The word was generalized by late 15c. to any solid piece. The meaning "solid mass of wood, the upper surface of which is used for some purpose" is from late 15c., originally the executioner's block where the condemned were beheaded. The meaning "stump where a slave stood to be sold at auction" is from 1842. The sense of "mold on which something is shaped, or placed to keep its shape," typically a hat or wig, is from 1570s; the meaning "head" (generally disparaging) is from 1630s, perhaps an extension of this. To knock (someone's) block off "thrash, beat" is by 1923.
The meaning "grooved pulley in a wooden case" (used to transmit power and change the direction of motion by means of a rope) is from c. 1400. Hence block and tackle (1825; see tackle (n.)). The meaning in city block is 1796, from the notion of a "compact mass" of buildings.
BLOCK. A term applied in America to a square mass of houses included between four streets. It is a very useful one. [Bartlett]

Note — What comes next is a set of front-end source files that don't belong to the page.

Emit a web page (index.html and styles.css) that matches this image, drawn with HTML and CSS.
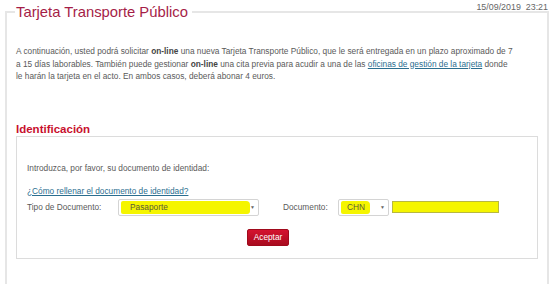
FILE: index.html
```html
<!DOCTYPE html>
<html lang="es">
<head>
    <meta charset="UTF-8">
    <meta name="viewport" content="width=device-width, initial-scale=1.0">
    <title>Tarjeta Transporte Público</title>
    <link rel="stylesheet" href="styles.css">
</head>
<body>
    <div class="stamp">15/09/2019&nbsp;&nbsp;23:21</div>

    <fieldset class="panel">
        <legend class="panel-title">Tarjeta Transporte Público</legend>

        <p class="intro">A continuación, usted podrá solicitar <b>on-line</b> una nueva Tarjeta Transporte Público, que le será entregada en un plazo aproximado de 7 a 15 días laborables. También puede gestionar <b>on-line</b> una cita previa para acudir a una de las <a href="#">oficinas de gestión de la tarjeta</a> donde le harán la tarjeta en el acto. En ambos casos, deberá abonar 4 euros.</p>

        <h2 class="section-title">Identificación</h2>

        <div class="id-box">
            <p class="hint">Introduzca, por favor, su documento de identidad:</p>
            <a href="#" class="help-link">¿Cómo rellenar el documento de identidad?</a>

            <div class="doc-row">
                <span class="label">Tipo de Documento:</span>
                <div class="select select-type">
                    <span class="mark mark-wide">Pasaporte</span>
                    <span class="arrow">▼</span>
                </div>

                <span class="label label-doc">Documento:</span>
                <div class="select select-country">
                    <span class="mark mark-short">CHN</span>
                    <span class="arrow">▼</span>
                </div>
                <div class="doc-input"></div>
            </div>

            <div class="actions">
                <button class="btn-accept">Aceptar</button>
            </div>
        </div>
    </fieldset>
</body>
</html>
```

FILE: styles.css
```css
:root {
    --crimson: #a51d47;
    --red: #c8102e;
    --text: #5a5a5a;
    --line: #dcdcdc;
    --link: #2b6e8f;
    --marker: #f5f500;
}

body {
    margin: 0;
    padding: 0;
    font-family: "Liberation Sans", Arial, sans-serif;
    color: var(--text);
    background: #fff;
    height: 287px;
    overflow: hidden;
}

.stamp {
    font-size: 8.9px;
    color: #666;
    text-align: right;
    padding: 2px 5px 0 0;
    height: 12px;
    margin-bottom: -12px;
}

.panel {
    margin: 0 4px 0 5px;
    padding: 0 8px 0 9px;
    border: 2px solid #e6e6e6;
    border-bottom: none;
    height: 282px;
    box-sizing: border-box;
}

.panel-title {
    font-size: 14.8px;
    color: var(--crimson);
    padding: 0 4px 0 1px;
    margin-left: -1px;
    line-height: 20px;
}

.intro {
    font-size: 8.3px;
    line-height: 12.5px;
    margin: 23px 26px 0 0;
}

.intro b {
    color: #444;
}

.intro a,
.help-link {
    color: var(--link);
}

.section-title {
    font-size: 11.5px;
    color: var(--red);
    margin: 39px 0 0 0;
    line-height: 14px;
}

.id-box {
    border: 1px solid var(--line);
    margin-right: 1px;
    padding: 26px 10px 12px 10px;
}

.hint {
    font-size: 8.3px;
    margin: 0 0 13px 0;
}

.help-link {
    font-size: 8.3px;
    display: block;
}

.doc-row {
    display: flex;
    align-items: center;
    font-size: 8.3px;
    margin-top: 3px;
}

.label {
    width: 91px;
}

.label-doc {
    width: 55px;
    margin-left: 24px;
}

.select {
    display: flex;
    align-items: center;
    height: 17px;
    border: 1px solid #d4d4d4;
    border-radius: 2px;
    background: #fff;
    box-sizing: border-box;
    padding: 0 3px 0 2px;
}

.select-type {
    width: 141px;
}

.select-country {
    width: 51px;
}

.mark {
    background: var(--marker);
    color: #5a5a3a;
    height: 13px;
    line-height: 13px;
    border-radius: 2px 4px 3px 2px;
}

.mark-wide {
    width: 120px;
    padding-left: 9px;
}

.mark-short {
    width: 23px;
    padding-left: 6px;
}

.arrow {
    font-size: 5px;
    color: #666;
    margin-left: auto;
}

.doc-input {
    width: 107px;
    height: 12px;
    margin-left: 3px;
    background: var(--marker);
    border: 1px solid #b8b840;
    box-sizing: border-box;
}

.actions {
    display: flex;
    justify-content: center;
    margin-top: 13px;
    padding-right: 18px;
}

.btn-accept {
    font-family: inherit;
    font-size: 8.3px;
    color: #fff;
    background: linear-gradient(#d4132f, #a90b1f);
    border: 1px solid #a00a1c;
    border-radius: 2px;
    height: 17px;
    padding: 0 6px;
}
```
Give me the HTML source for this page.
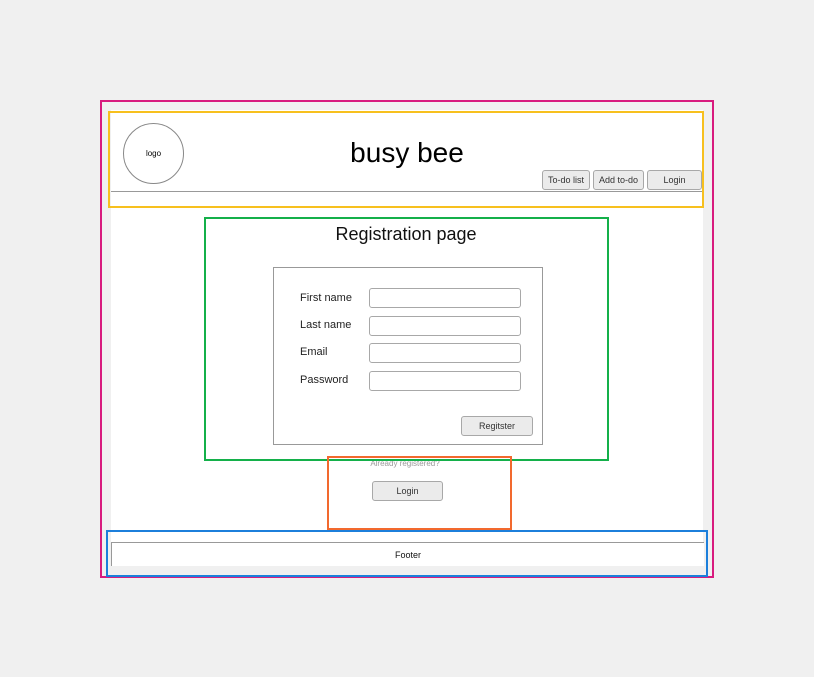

Later of a portion of a city enclosed by streets, whether built up or not.
"obstruct, hinder passage from or to," 1590s, from French bloquer "to block, stop up," from Old French bloc "log, block of wood" (see block (n.1)). Compare Dutch blokkeren, German blockieren "to blockade." The sense in cricket is from 1772; in U.S. football, "stop or obstruct another player," from 1889. Related: Blocked; blocking.